Researcher

Shana Kelley, University Professor, Departments of Pharmaceutical Sciences, Chemistry and Biochemistry and the Institute of Biomedical Engineering, University of Toronto, leads a research team that’s working toward producing mature stem cells at scale to be used as therapies for many diseases.

Stem cells have long held the potential to transform treatments for a range of diseases.

This promise comes from the fact the stem cells are immature cells that can turn into any type of cell in the human body — for example, a liver cell or a cardiac cell — in a process called differentiation.

In the body, it’s a very efficient process. But to use stem cells to create cell-based therapies on a large scale, researchers need to make the process just as efficient in the lab. That’s the goal of a Medicine by Design-funded research team led by Shana Kelley.

“We’re trying to understand the bottlenecks,” says Kelley, who is a University Professor in the departments of Pharmaceutical Sciences, Chemistry and Biochemistry and the Institute of Biomedical Engineering at the University of Toronto (U of T). “When large batches of cells are differentiating, individual cells tend to get stuck at particular points. So we are engineering proteins and antibodies and then testing them to see if we can help stem cells can get past these bottlenecks. We’re essentially trying to guide the cell through differentiation in a very precise way.”

Eventually, Kelley sees the impact of the work as being able produce mature cells at scale, which would have therapeutic uses. For example, being able to scale hematopoietic, or blood-forming, stem cells could be a powerful treatment for different types of blood disorders. There’s also the potential for the cells that are generated in vitro (in the lab) to be used in vivo (in the body) to promote self-repair, which could contribute to intestinal regeneration or blood-brain barrier repair.

“The individuals most in need of this type of repair are people who are aging. The ability to control degenerative diseases would have tremendous economic, societal and health implications. That really motivates us,” Kelley says.

Kelley leads a research team that involves seven labs, more than 50 people, and two distinct aims. In one of the major aims of the project, Kelley is collaborating with Jason Moffat and Benjamin Blencowe, both professors at the Donnelly Centre for Cellular and Biomolecular Research, to find all human genes that play a role in the differentiation process using the gene-editing tool CRISPR.

In the other major aim of the project, Stephane Angers, a professor and associate dean of research at the Leslie Dan Faculty of Pharmacy, and Sachdev Sidhu, a professor at the Donnelly Centre, are developing antibody molecules that could be used to activate and guide cell differentiation, while Keith Pardee, an assistant professor at Pharmacy, is developing synthetic biology approaches for the cost-effective synthesis of these antibodies into potential therapeutics. Alison McGuigan, a professor at the Department of Chemical Engineering & Applied Chemistry, is also on the team and is investigating molecular pathways acting on the tissue.

The multi-disciplinary team is one of 12 sharing nearly $21 million in funding from Medicine by Design over three years. Funded by a $114-million grant from the Canada First Research Excellence Fund, Medicine by Design is a strategic research initiative that is working at the convergence of engineering, medicine and science to catalyze transformative discoveries in regenerative medicine and accelerate them toward clinical impact.
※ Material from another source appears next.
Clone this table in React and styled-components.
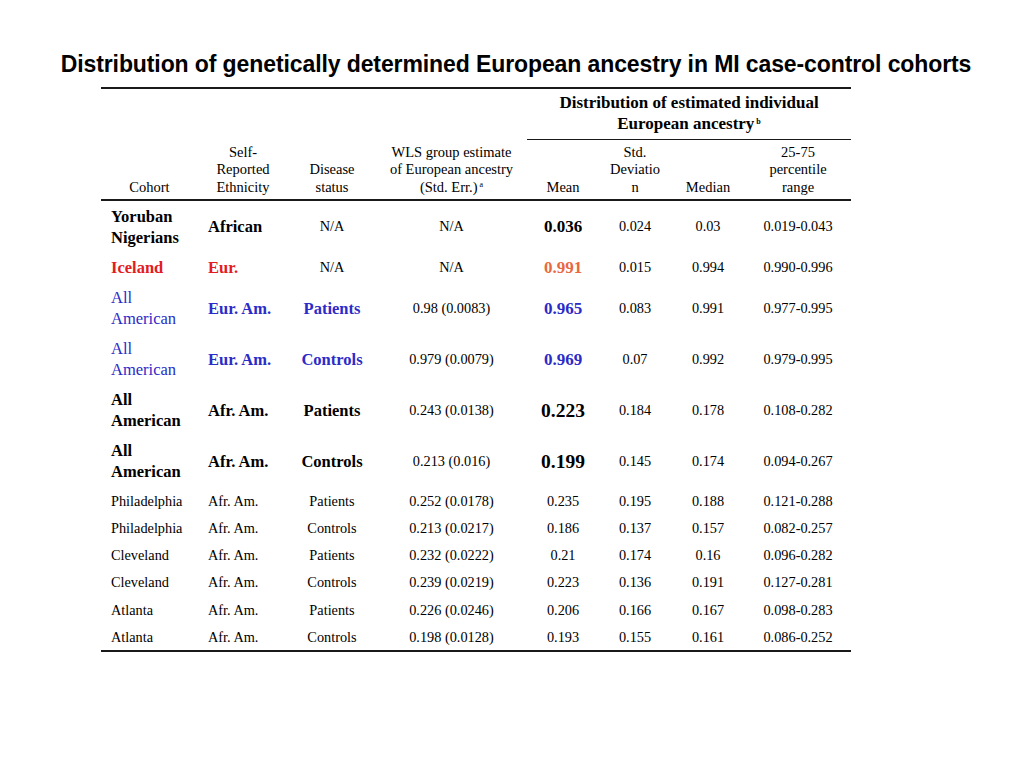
import styled, { createGlobalStyle } from "styled-components";

const GlobalStyle = createGlobalStyle`
  html, body {
    margin: 0;
    padding: 0;
    background: #ffffff;
  }
  body {
    font-family: "Liberation Serif", "Times New Roman", serif;
    color: #000;
  }
`;

const colors = {
  black: "#000000",
  red: "#e31c23",
  blue: "#2b2bc8",
  orange: "#e8693f",
};

const Page = styled.div`
  width: 1024px;
  height: 768px;
  padding-top: 50px;
  box-sizing: border-box;
`;

const Title = styled.h1`
  margin: 0 0 9px 0;
  text-align: center;
  font-family: "Liberation Sans", Arial, sans-serif;
  font-weight: bold;
  font-size: 23px;
  line-height: 28px;
  letter-spacing: -0.1px;
  padding-left: 8px;
`;

const Table = styled.table`
  margin-left: 101px;
  width: 750px;
  table-layout: fixed;
  border-collapse: collapse;
`;

const GroupRow = styled.tr`
  border-top: 2px solid #1a1a1a;
`;

const GroupHead = styled.th`
  padding: 3px 0 5px;
  font-weight: bold;
  font-size: 17px;
  line-height: 21px;
  text-align: center;
  vertical-align: top;
  border-bottom: 1.5px solid #1a1a1a;
`;

const LabelRow = styled.tr`
  border-bottom: 2px solid #1a1a1a;
`;

const Label = styled.th`
  height: 56px;
  padding: 0 0 3px;
  font-weight: normal;
  font-size: 14.5px;
  line-height: 17.5px;
  text-align: center;
  vertical-align: bottom;
`;

const Sup = styled.sup`
  font-size: 8px;
  line-height: 0;
  vertical-align: 5px;
  margin-left: 2px;
`;

const Row = styled.tr`
  height: ${(p) => p.$h}px;
  border-bottom: ${(p) => (p.$last ? "2px solid #1a1a1a" : "none")};
`;

const Cell = styled.td`
  padding: 0 0 0 ${(p) => (p.$left ? "10px" : "0")};
  text-align: ${(p) => (p.$left ? "left" : "center")};
  vertical-align: middle;
  white-space: pre-line;
  color: ${(p) => colors[p.$tone || "black"]};
  font-weight: ${(p) => (p.$bold ? "bold" : "normal")};
  font-size: ${(p) => p.$size || 14.3}px;
  line-height: ${(p) => (p.$size ? 21 : 17)}px;
`;

const cols = [97, 90, 88, 151, 72, 72, 74, 106];

// big = cohort/ethnicity/status in large type, mean = bold mean value, s = small regular
const big = (text, tone, bold = true) => ({ text, tone, bold, size: 16.5 });
const mean = (text, tone, size = 17) => ({ text, tone, bold: true, size });
const s = (text) => ({ text });

const rows = [
  {
    h: 52,
    cells: [big("Yoruban\nNigerians"), big("African"), s("N/A"), s("N/A"), mean("0.036"), s("0.024"), s("0.03"), s("0.019-0.043")],
  },
  {
    h: 30,
    cells: [big("Iceland", "red"), big("Eur.", "red"), s("N/A"), s("N/A"), mean("0.991", "orange"), s("0.015"), s("0.994"), s("0.990-0.996")],
  },
  {
    h: 52,
    cells: [big("All\nAmerican", "blue", false), big("Eur. Am.", "blue"), big("Patients", "blue"), s("0.98 (0.0083)"), mean("0.965", "blue"), s("0.083"), s("0.991"), s("0.977-0.995")],
  },
  {
    h: 50,
    cells: [big("All\nAmerican", "blue", false), big("Eur. Am.", "blue"), big("Controls", "blue"), s("0.979 (0.0079)"), mean("0.969", "blue"), s("0.07"), s("0.992"), s("0.979-0.995")],
  },
  {
    h: 52,
    cells: [big("All\nAmerican"), big("Afr. Am."), big("Patients"), s("0.243 (0.0138)"), mean("0.223", "black", 19.5), s("0.184"), s("0.178"), s("0.108-0.282")],
  },
  {
    h: 50,
    cells: [big("All\nAmerican"), big("Afr. Am."), big("Controls"), s("0.213 (0.016)"), mean("0.199", "black", 19.5), s("0.145"), s("0.174"), s("0.094-0.267")],
  },
  { h: 30, cells: ["Philadelphia", "Afr. Am.", "Patients", "0.252 (0.0178)", "0.235", "0.195", "0.188", "0.121-0.288"].map(s) },
  { h: 25, cells: ["Philadelphia", "Afr. Am.", "Controls", "0.213 (0.0217)", "0.186", "0.137", "0.157", "0.082-0.257"].map(s) },
  { h: 28, cells: ["Cleveland", "Afr. Am.", "Patients", "0.232 (0.0222)", "0.21", "0.174", "0.16", "0.096-0.282"].map(s) },
  { h: 27, cells: ["Cleveland", "Afr. Am.", "Controls", "0.239 (0.0219)", "0.223", "0.136", "0.191", "0.127-0.281"].map(s) },
  { h: 28, cells: ["Atlanta", "Afr. Am.", "Patients", "0.226 (0.0246)", "0.206", "0.166", "0.167", "0.098-0.283"].map(s) },
  { h: 27, cells: ["Atlanta", "Afr. Am.", "Controls", "0.198 (0.0128)", "0.193", "0.155", "0.161", "0.086-0.252"].map(s) },
];

export default function App() {
  return (
    <Page>
      <GlobalStyle />
      <Title>Distribution of genetically determined European ancestry in MI case-control cohorts</Title>
      <Table>
        <colgroup>
          {cols.map((w, i) => (
            <col key={i} style={{ width: w }} />
          ))}
        </colgroup>
        <thead>
          <GroupRow>
            <th colSpan={4} />
            <GroupHead colSpan={4}>
              Distribution of estimated individual
              <br />
              European ancestry<Sup>b</Sup>
            </GroupHead>
          </GroupRow>
          <LabelRow>
            <Label>Cohort</Label>
            <Label>
              Self-
              <br />
              Reported
              <br />
              Ethnicity
            </Label>
            <Label>
              Disease
              <br />
              status
            </Label>
            <Label>
              WLS group estimate
              <br />
              of European ancestry
              <br />
              (Std. Err.)<Sup>a</Sup>
            </Label>
            <Label>Mean</Label>
            <Label>
              Std.
              <br />
              Deviatio
              <br />n
            </Label>
            <Label>Median</Label>
            <Label>
              25-75
              <br />
              percentile
              <br />
              range
            </Label>
          </LabelRow>
        </thead>
        <tbody>
          {rows.map((r, i) => (
            <Row key={i} $h={r.h} $last={i === rows.length - 1}>
              {r.cells.map((c, j) => (
                <Cell
                  key={j}
                  $left={j < 2}
                  $tone={c.tone}
                  $bold={c.bold}
                  $size={c.size}
                >
                  {c.text}
                </Cell>
              ))}
            </Row>
          ))}
        </tbody>
      </Table>
    </Page>
  );
}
Kelley says the scientific diversity of her team increases the potential of the research, “We’ve pulled together engineers, chemists, developmental biologists and genomics experts. All of these different fields converging makes the research very different than if you just had a bunch of stem cell biologists sitting in a room together. Having people with different types of expertise leads to fresh ideas and a different type of conversation.”

The team’s work is already having an impact. One of the synthetic factors the team has developed, an antibody that is able to trigger signal transduction in a cell, has been licensed to a company called AntlerA, which has begun preclinical testing. Signal transduction is the process by which a cell receives a signal from outside the cell that leads to a functional change within the cell, and it is a major factor in cell differentiation.

Kelley adds that she could see clinical testing efforts from this project happening within the next two to three years. “This research is very cross-cutting, and I think that means there could be more impact more quickly. For example, I’ve talked to Medicine by Design researchers on the cardiac side who see the utility of our project for their own research. Because our work is general, it’s definitely applicable to different areas of regenerative medicine.”

With her applied chemistry background and focus on technology development, Kelley brings an important perspective to the Medicine by Design community.

“My work in chemistry was focused on new technologies for measuring molecular analytes. I was brought into Medicine by Design because of my work building platforms so that we could better measure what’s going on with the cell. We can only see and study the biology that we can measure. My work brings the technological side alongside the stem cell biology.”

Kelley adds, “I think Medicine by Design is such a powerful effort in so many different ways. It has pulled so many people like me into the regenerative medicine field by having the resources there to support the research. It has been transformative for my own research. It has completely changed what we do and how we do it, in a very good way.”